Wirtschaft

Deutschland leidet an Gründungsmüdigkeit

Dr. Jörg Zeuner, Chefvolkswirt der KfW

Quelle: KfW Bildarchiv / Gaby Gerster

Es läuft derzeit richtig gut auf dem deutschen Arbeitsmarkt. Nach Angaben der Bundesagentur für Arbeit (BA) lag die Zahl der Erwerbslosen im Mai 2017 erstmals seit 26 Jahren wieder unter der 2,5-Millionen-Marke, was einer Arbeitslosenquote von 5,6 Prozent (0,2 Prozentpunkte weniger als im Vormonat) entspricht. Gleichzeitig entwickelt sich die Zahl der Erwerbstätigen weiter positiv. Laut dem Statistischen Bundesamt befanden sich im April 43,98 Millionen Menschen in Beschäftigung. Die Chancen, in Deutschland einen Job zu finden, sind derzeit also denkbar günstig.

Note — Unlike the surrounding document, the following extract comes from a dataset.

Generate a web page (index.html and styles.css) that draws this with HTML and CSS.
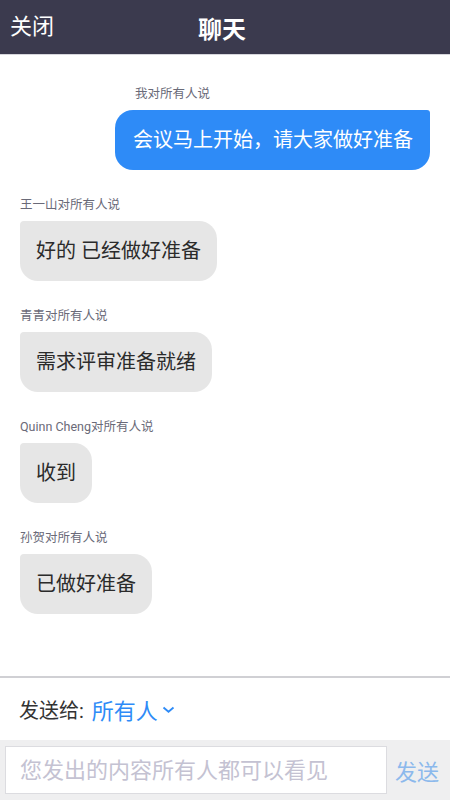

Die Kehrseite dieser erfreulichen Entwicklung auf dem Arbeitsmarkt: Es gibt immer weniger Existenzgründungen zu vermelden. Angesichts der hohen Nachfrage nach Arbeitskräften haben viele Erwerbstätige momentan die Qual der Wahl zwischen Angestelltenverhältnis und Selbstständigkeit. Wie der aktuelle KfW-Gründungsmonitor zeigt, fällt die Entscheidung dabei immer öfter gegen die Selbstständigkeit aus: Nur 672 000 Personen haben demnach im vergangenen Jahr den Schritt in die Existenzgründung gewagt. Ein Rekordtief - noch im Jahr 2014 konnten fast 250 000 Gründungen mehr verzeichnet werden.

Da die Wettbewerbsfähigkeit einer Volkswirtschaft positiv mit der Gründungstätigkeit korreliert, sieht die KfW den negativen Trend mit gewisser Sorge. Insbesondere die sogenannten "Chancengründer", die tendenziell häufiger innovative Produkte und Dienstleistungen an den Start bringen, werden laut KfW-Chefvolkswirt Jörg Zeuner zur steten Erneuerung der Volkswirtschaft benötigt. Doch auch in dieser Subkategorie ist die Gründungsaktivität rückläufig: Nur noch 310 000 Chancengründer gab es im vergangenen Jahr - 67 000 weniger als im Vorjahr.

Deutschland, das einst unternehmerische Pioniere wie Werner Siemens und Gottlieb Daimler hervorbrachte und deren Leistungen bis heute das Fundament unseres Wohlstands bilden, leidet offensichtlich an einer ausgeprägten Form von Gründungsmüdigkeit. Die Ursachen dafür sind vielfältig und beschränken sich keineswegs auf das vergleichsweise hohe Risiko oder den nicht selten als überbordend empfundenen Bürokratismus auf dem Weg in die Selbstständigkeit. Zeuner identifiziert - wie im Übrigen viele andere Experten auch - bereits in der hiesigen Schulbildung erhebliche Defizite. Anstatt junge Menschen für das Unternehmertum zu begeistern, würden sie oftmals frühzeitig auf klassische abhängige Beschäftigungsverhältnisse getrimmt.

Vor dem Hintergrund dieser ungünstigen kulturellen Startvoraussetzungen können selbst die zahlreichen öffentlichen Beratungs- und Förderprogramme den Gründergeist nicht neu entflammen. Immerhin rechnet die KfW im laufenden Jahr mit einem Ende der Talfahrt. Zwar würde die positive Beschäftigungsentwicklung auf dem Arbeitsmarkt fortgeschrieben, voraussichtlich jedoch mit verlangsamten Tempo. Angesichts der gleichzeitig anhaltend stabilen konjunkturellen Rahmenbedingungen könnten deshalb schon bald wieder mehr Menschen zur Umsetzung ihrer Geschäftsidee animiert werden.

Banken und Sparkassen sollten dabei allerdings keine allzu großen Impulse für das Neugeschäft erwarten. Laut dem Gründungsmonitor stemmen vier von zehn Existenzgründern ihre Vorhaben ausschließlich über eigene private Finanzmittel. Ein kleiner Lichtblick: Der Anteil der Makrofinanzierer, die einen externen Finanzbedarf von mehr 25000 Euro benötigen, hat sich in den vergangenen drei Jahren auf zehn Prozent verdoppelt.